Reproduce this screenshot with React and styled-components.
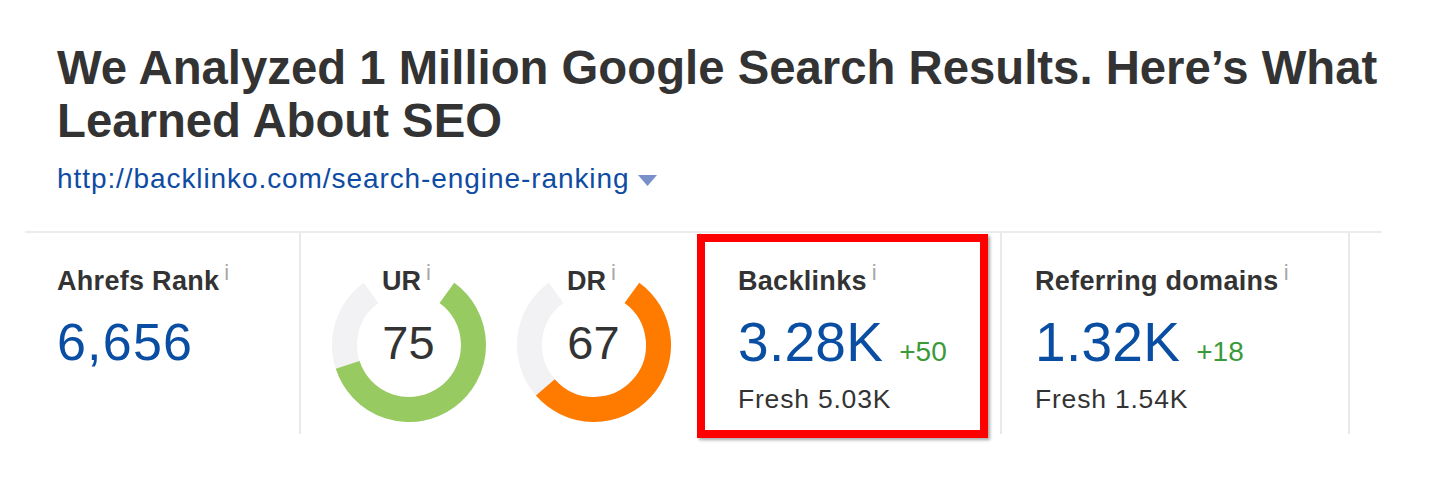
import React from "react";
import styled, { createGlobalStyle } from "styled-components";

const GlobalStyle = createGlobalStyle`
  html, body {
    margin: 0;
    padding: 0;
    background: #ffffff;
  }
  body {
    font-family: "Liberation Sans", Arial, sans-serif;
    color: #333333;
  }
`;

const Page = styled.div`
  padding-top: 41px;
  width: 1440px;
  height: 498px;
  box-sizing: border-box;
  overflow: hidden;
`;

const Header = styled.header`
  padding-left: 57px;
`;

const Title = styled.h1`
  margin: 0;
  width: 1360px;
  font-size: 47.3px;
  line-height: 53px;
  font-weight: 700;
  color: #333333;
`;

const UrlRow = styled.div`
  margin-top: 17px;
  display: flex;
  align-items: center;
  gap: 9px;
  height: 30px;
`;

const UrlLink = styled.a`
  font-size: 28px;
  line-height: 30px;
  letter-spacing: 0.92px;
  color: #0e4ba3;
  text-decoration: none;
`;

const Caret = styled.svg`
  width: 19px;
  height: 11px;
  margin-top: 2px;
  fill: #7a90c9;
`;

const StatsRow = styled.section`
  margin-top: 37px;
  margin-left: 25px;
  width: 1357px;
  height: 203px;
  box-sizing: border-box;
  border-top: 2px solid #ececec;
  display: flex;
`;

const Cell = styled.div`
  position: relative;
  box-sizing: border-box;
  width: ${(p) => p.$w}px;
  padding-left: ${(p) => p.$pl}px;
  padding-top: 29px;
  border-right: 2px solid #e9e9e9;
  display: flex;
  flex-direction: column;
`;

const GaugeCell = styled.div`
  box-sizing: border-box;
  width: 400px;
  padding-left: 30.5px;
  padding-top: 35px;
  border-right: 2px solid #e9e9e9;
  display: flex;
  gap: 31px;
`;

const Label = styled.div`
  font-size: 27px;
  line-height: 32px;
  font-weight: 700;
  letter-spacing: 0.3px;
  color: #333333;
  white-space: nowrap;
`;

const Info = styled.span`
  display: inline-block;
  margin-left: 5px;
  font-size: 22px;
  font-weight: 400;
  letter-spacing: 0;
  color: #a8a8a8;
  vertical-align: 10px;
  line-height: 1;
`;

const ValueRow = styled.div`
  margin-top: ${(p) => p.$mt}px;
  display: flex;
  align-items: baseline;
  height: 60px;
`;

const Value = styled.span`
  font-size: ${(p) => p.$size}px;
  line-height: 60px;
  letter-spacing: ${(p) => p.$ls}px;
  color: #0a4ea3;
`;

const Delta = styled.span`
  margin-left: 16px;
  font-size: 28px;
  line-height: 60px;
  color: #3a9a3a;
`;

const Fresh = styled.div`
  margin-top: 12px;
  font-size: 26.5px;
  line-height: 30px;
  letter-spacing: 0.8px;
  color: #333333;
`;

const Highlight = styled.div`
  position: absolute;
  left: -4px;
  top: 1px;
  width: 291px;
  height: 204px;
  box-sizing: border-box;
  border: 8px solid #ff0000;
  box-shadow: 2px 2px 3px rgba(0, 0, 0, 0.35);
  pointer-events: none;
`;

const Gauge = styled.div`
  position: relative;
  width: 154px;
  height: 154px;
  display: flex;
  align-items: center;
  justify-content: center;
`;

const GaugeSvg = styled.svg`
  position: absolute;
  inset: 0;
`;

const GaugeLabel = styled.div`
  position: absolute;
  top: -6px;
  left: 0;
  right: 0;
  text-align: center;
  font-size: 27px;
  line-height: 32px;
  font-weight: 700;
  color: #333333;
  padding-right: 4px;
`;

const GaugeNumber = styled.span`
  position: relative;
  margin-top: -6px;
  font-size: 47px;
  line-height: 1;
  color: #333333;
`;

function polar(cx, cy, r, deg) {
  const rad = (deg * Math.PI) / 180;
  return [cx + r * Math.sin(rad), cy - r * Math.cos(rad)];
}

function arcPath(cx, cy, r, start, end) {
  const [x1, y1] = polar(cx, cy, r, start);
  const [x2, y2] = polar(cx, cy, r, end);
  const large = end - start > 180 ? 1 : 0;
  return `M ${x1} ${y1} A ${r} ${r} 0 ${large} 1 ${x2} ${y2}`;
}

function Donut({ label, value, color }) {
  const start = 36;
  const span = 288;
  const end = start + (span * value) / 100;
  return (
    <Gauge>
      <GaugeSvg width="154" height="154" viewBox="0 0 154 154">
        <path
          d={arcPath(77, 77, 64.5, start, start + span)}
          fill="none"
          stroke="#f2f2f4"
          strokeWidth="25"
        />
        <path
          d={arcPath(77, 77, 64.5, start, end)}
          fill="none"
          stroke={color}
          strokeWidth="25"
        />
      </GaugeSvg>
      <GaugeLabel>
        {label}
        <Info>i</Info>
      </GaugeLabel>
      <GaugeNumber>{value}</GaugeNumber>
    </Gauge>
  );
}

export default function App() {
  return (
    <>
      <GlobalStyle />
      <Page>
        <Header>
          <Title>
            We Analyzed 1 Million Google Search Results. Here’s What Learned
            About SEO
          </Title>
          <UrlRow>
            <UrlLink href="#">http://backlinko.com/search-engine-ranking</UrlLink>
            <Caret viewBox="0 0 19 11">
              <polygon points="0,0 19,0 9.5,11" />
            </Caret>
          </UrlRow>
        </Header>
        <StatsRow>
          <Cell $w={276} $pl={32}>
            <Label>
              Ahrefs Rank<Info>i</Info>
            </Label>
            <ValueRow $mt={15}>
              <Value $size={52} $ls={1.2}>6,656</Value>
            </ValueRow>
          </Cell>
          <GaugeCell>
            <Donut label="UR" value={75} color="#97cb62" />
            <Donut label="DR" value={67} color="#ff7b00" />
          </GaugeCell>
          <Cell $w={301} $pl={37}>
            <Label>
              Backlinks<Info>i</Info>
            </Label>
            <ValueRow $mt={15}>
              <Value $size={55} $ls={0.3}>3.28K</Value>
              <Delta>+50</Delta>
            </ValueRow>
            <Fresh>Fresh 5.03K</Fresh>
            <Highlight />
          </Cell>
          <Cell $w={348} $pl={33}>
            <Label>
              Referring domains<Info>i</Info>
            </Label>
            <ValueRow $mt={15}>
              <Value $size={55} $ls={0.3}>1.32K</Value>
              <Delta>+18</Delta>
            </ValueRow>
            <Fresh>Fresh 1.54K</Fresh>
          </Cell>
        </StatsRow>
      </Page>
    </>
  );
}
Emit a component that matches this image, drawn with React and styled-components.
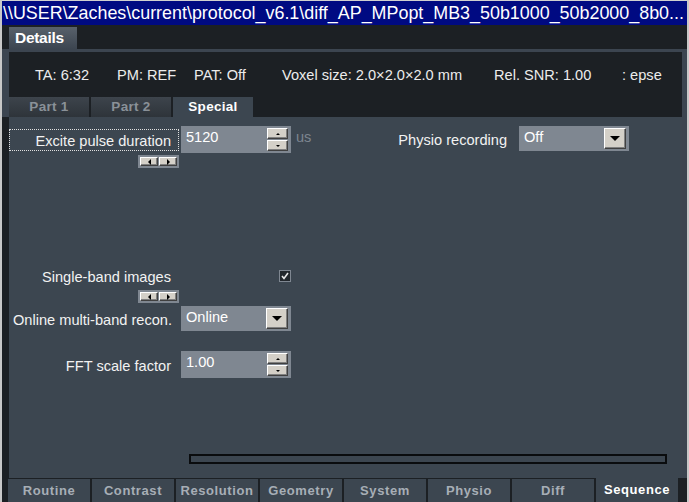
import React from "react";
import styled, { createGlobalStyle } from "styled-components";

const GlobalStyle = createGlobalStyle`
  html, body {
    margin: 0;
    padding: 0;
    background: #1c2024;
  }
  body {
    font-family: "Liberation Sans", Arial, sans-serif;
  }
`;

const Window = styled.div`
  width: 689px;
  height: 502px;
  box-sizing: border-box;
  border-left: 2px solid #c8c8c8;
  border-right: 2px solid #c8c8c8;
  background: #1c2024;
  display: flex;
  flex-direction: column;
  overflow: hidden;
`;

const TitleBar = styled.div`
  height: 25px;
  flex: none;
  background: #000a82;
  color: #ffffff;
  font-size: 17.9px;
  line-height: 24px;
  padding-left: 1px;
  white-space: nowrap;
  overflow: hidden;
  border-top: 1px solid #d0d0d0;
  box-sizing: border-box;
`;

const TopTabs = styled.div`
  height: 24px;
  flex: none;
  display: flex;
  align-items: flex-end;
  padding-left: 7px;
`;

const DetailsTab = styled.div`
  width: 68px;
  height: 22px;
  box-sizing: border-box;
  padding-left: 6px;
  background: linear-gradient(#58616b, #3c4550);
  color: #ffffff;
  font-weight: bold;
  font-size: 15.5px;
  line-height: 22px;
  letter-spacing: -0.3px;
`;

const Frame = styled.div`
  flex: 1;
  display: flex;
  flex-direction: column;
  background: #3c4550;
  padding: 3px 5px 0 0;
`;

const InfoPanel = styled.div`
  height: 45px;
  flex: none;
  display: flex;
  align-items: center;
  background: #1c2024;
  border-left: 7px solid #3c4550;
  padding-left: 26px;
  color: #ececec;
  font-size: 14.6px;
  white-space: nowrap;
`;

const Stat = styled.span`
  width: ${(p) => (p.$w ? `${p.$w}px` : "auto")};
  flex: none;
`;

const SubTabs = styled.div`
  height: 20px;
  flex: none;
  display: flex;
  gap: 2px;
  background: #1c2024;
  border-left: 7px solid #3c4550;
`;

const SubTab = styled.div`
  width: 80px;
  text-align: center;
  font-weight: bold;
  font-size: 13.5px;
  line-height: 20px;
  letter-spacing: 0.3px;
  color: ${(p) => (p.$active ? "#ffffff" : "#8a9198")};
  background: ${(p) =>
    p.$active ? "#3c4650" : "linear-gradient(#3d444c, #2e343a)"};
`;

const Content = styled.div`
  flex: 1;
  display: flex;
  flex-direction: column;
  background: #3c4650;
  border-left: 7px solid #1c2024;
`;

const TopArea = styled.div`
  display: flex;
`;

const LeftColumn = styled.div`
  width: 380px;
  display: flex;
  flex-direction: column;
`;

const RightColumn = styled.div`
  display: flex;
  flex-direction: column;
`;

const Row = styled.div`
  display: flex;
  align-items: center;
  height: ${(p) => p.$h}px;
  margin-top: ${(p) => p.$mt || 0}px;
`;

const Label = styled.div`
  width: ${(p) => p.$w || 170}px;
  box-sizing: border-box;
  text-align: right;
  padding-right: ${(p) => p.$pr ?? 8}px;
  margin-right: ${(p) => p.$mr ?? 2}px;
  color: #f2f2f2;
  font-size: 14.6px;
  white-space: nowrap;
  height: 22px;
  line-height: 22px;
  border: 1px dotted ${(p) => (p.$focus ? "#e0e0e0" : "transparent")};
`;

const Field = styled.div`
  width: 110px;
  height: ${(p) => p.$h || 27}px;
  box-sizing: border-box;
  background: #7f8791;
  display: flex;
  align-items: flex-start;
  justify-content: space-between;
  padding: 2px 3px 2px 5px;
  color: #ffffff;
  font-size: 14.6px;
`;

const FieldText = styled.span`
  line-height: 18px;
`;

const Bevel = styled.div`
  box-sizing: border-box;
  background: #d4d0c8;
  border-top: 1px solid #ffffff;
  border-left: 1px solid #ffffff;
  border-right: 1px solid #404040;
  border-bottom: 1px solid #404040;
  box-shadow: inset -1px -1px 0 #808080;
  display: flex;
  align-items: center;
  justify-content: center;
`;

const SpinStack = styled.div`
  display: flex;
  flex-direction: column;
  gap: 1px;
`;

const SpinButton = styled(Bevel)`
  width: 21px;
  height: 11px;
`;

const DropButton = styled(Bevel)`
  width: 22px;
  height: 21px;
`;

const Unit = styled.span`
  margin-left: 5px;
  color: #7d858f;
  font-size: 14.6px;
  align-self: flex-start;
  margin-top: 3px;
`;

const Scroller = styled.div`
  width: 41px;
  height: 13px;
  box-sizing: border-box;
  background: #7f8791;
  padding: 2px;
  display: flex;
  gap: 1px;
  margin-left: ${(p) => p.$ml}px;
  margin-top: ${(p) => p.$mt}px;
`;

const ScrollButton = styled(Bevel)`
  flex: 1;
  height: 9px;
`;

const CheckCell = styled.div`
  width: 110px;
  display: flex;
  justify-content: flex-end;
`;

const CheckBox = styled.div`
  width: 12px;
  height: 12px;
  box-sizing: border-box;
  background: #22272c;
  border: 1px solid #7f8791;
  display: flex;
  align-items: center;
  justify-content: center;
`;

const Progress = styled.div`
  margin-top: auto;
  margin-bottom: 14px;
  margin-left: 180px;
  width: 478px;
  height: 10px;
  box-sizing: border-box;
  border: 2px solid #0a0c0e;
`;

const BottomTabs = styled.div`
  height: 24px;
  flex: none;
  display: flex;
  gap: 2px;
  background: #1c2024;
  border-left: 6px solid #1c2024;
  margin-right: -5px;
`;

const BottomTab = styled.div`
  width: 82px;
  margin-top: ${(p) => (p.$active ? 0 : 1)}px;
  text-align: center;
  background: #3c4650;
  font-weight: bold;
  font-size: 13px;
  letter-spacing: 0.6px;
  line-height: ${(p) => (p.$active ? 24 : 23)}px;
  color: ${(p) => (p.$active ? "#ffffff" : "#a7aeb6")};
`;

const Tri = ({ dir, size = 3 }) => {
  const s = size;
  const pts = {
    up: `0,${s} ${s * 2},${s} ${s},0`,
    down: `0,0 ${s * 2},0 ${s},${s}`,
    left: `${s},0 ${s},${s * 2} 0,${s}`,
    right: `0,0 0,${s * 2} ${s},${s}`,
  }[dir];
  const w = dir === "up" || dir === "down" ? s * 2 : s;
  const h = dir === "up" || dir === "down" ? s : s * 2;
  return (
    <svg width={w} height={h} viewBox={`0 0 ${w} ${h}`}>
      <polygon points={pts} fill="#000" />
    </svg>
  );
};

const Spinner = () => (
  <SpinStack>
    <SpinButton>
      <Tri dir="up" size={2} />
    </SpinButton>
    <SpinButton>
      <Tri dir="down" size={2} />
    </SpinButton>
  </SpinStack>
);

const SpinField = ({ value }) => (
  <Field>
    <FieldText>{value}</FieldText>
    <Spinner />
  </Field>
);

const Dropdown = ({ value }) => (
  <Field $h={25}>
    <FieldText>{value}</FieldText>
    <DropButton>
      <Tri dir="down" size={5} />
    </DropButton>
  </Field>
);

const ScrollPair = ({ ml, mt }) => (
  <Scroller $ml={ml} $mt={mt}>
    <ScrollButton>
      <Tri dir="left" size={3} />
    </ScrollButton>
    <ScrollButton>
      <Tri dir="right" size={3} />
    </ScrollButton>
  </Scroller>
);

const stats = [
  ["TA: 6:32", 82],
  ["PM: REF", 77],
  ["PAT: Off", 88],
  ["Voxel size: 2.0×2.0×2.0 mm", 212],
  ["Rel. SNR: 1.00", 128],
  [": epse", 0],
];

const bottomTabs = [
  "Routine",
  "Contrast",
  "Resolution",
  "Geometry",
  "System",
  "Physio",
  "Diff",
  "Sequence",
];

export default function App() {
  return (
    <>
      <GlobalStyle />
      <Window>
        <TitleBar>
          {"\\\\USER\\Zaches\\current\\protocol_v6.1\\diff_AP_MPopt_MB3_50b1000_50b2000_8b0..."}
        </TitleBar>
        <TopTabs>
          <DetailsTab>Details</DetailsTab>
        </TopTabs>
        <Frame>
          <InfoPanel>
            {stats.map(([text, w]) => (
              <Stat key={text} $w={w}>
                {text}
              </Stat>
            ))}
          </InfoPanel>
          <SubTabs>
            <SubTab>Part 1</SubTab>
            <SubTab>Part 2</SubTab>
            <SubTab $active>Special</SubTab>
          </SubTabs>
          <Content>
            <TopArea>
              <LeftColumn>
                <Row $h={27} $mt={9}>
                  <Label $focus $w={170} $pr={7}>
                    Excite pulse duration
                  </Label>
                  <SpinField value="5120" />
                  <Unit>us</Unit>
                </Row>
                <ScrollPair ml={129} mt={2} />
                <Row $h={14} $mt={101}>
                  <Label $w={172} $pr={9} $mr={0}>
                    Single-band images
                  </Label>
                  <CheckCell>
                    <CheckBox>
                      <svg width="8" height="8" viewBox="0 0 8 8">
                        <path
                          d="M1 4 L3 6.5 L7 1"
                          stroke="#e8e8e8"
                          strokeWidth="1.6"
                          fill="none"
                        />
                      </svg>
                    </CheckBox>
                  </CheckCell>
                </Row>
                <ScrollPair ml={129} mt={7} />
                <Row $h={25} $mt={3}>
                  <Label $w={172} $pr={8} $mr={0}>
                    Online multi-band recon.
                  </Label>
                  <Dropdown value="Online" />
                </Row>
                <Row $h={27} $mt={20}>
                  <Label $w={171} $pr={8} $mr={1}>
                    FFT scale factor
                  </Label>
                  <SpinField value="1.00" />
                </Row>
              </LeftColumn>
              <RightColumn>
                <Row $h={25} $mt={9}>
                  <Label $w={128} $pr={9}>
                    Physio recording
                  </Label>
                  <Dropdown value="Off" />
                </Row>
              </RightColumn>
            </TopArea>
            <Progress />
          </Content>
          <BottomTabs>
            {bottomTabs.map((t) => (
              <BottomTab key={t} $active={t === "Sequence"}>
                {t}
              </BottomTab>
            ))}
          </BottomTabs>
        </Frame>
      </Window>
    </>
  );
}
————
## Task goal:
Pull out every line of the entries that includes the word "with".

## Finished exercise:
Reproduce this screenshot with React and styled-components.
Emit a component that matches this image, drawn with React and styled-components.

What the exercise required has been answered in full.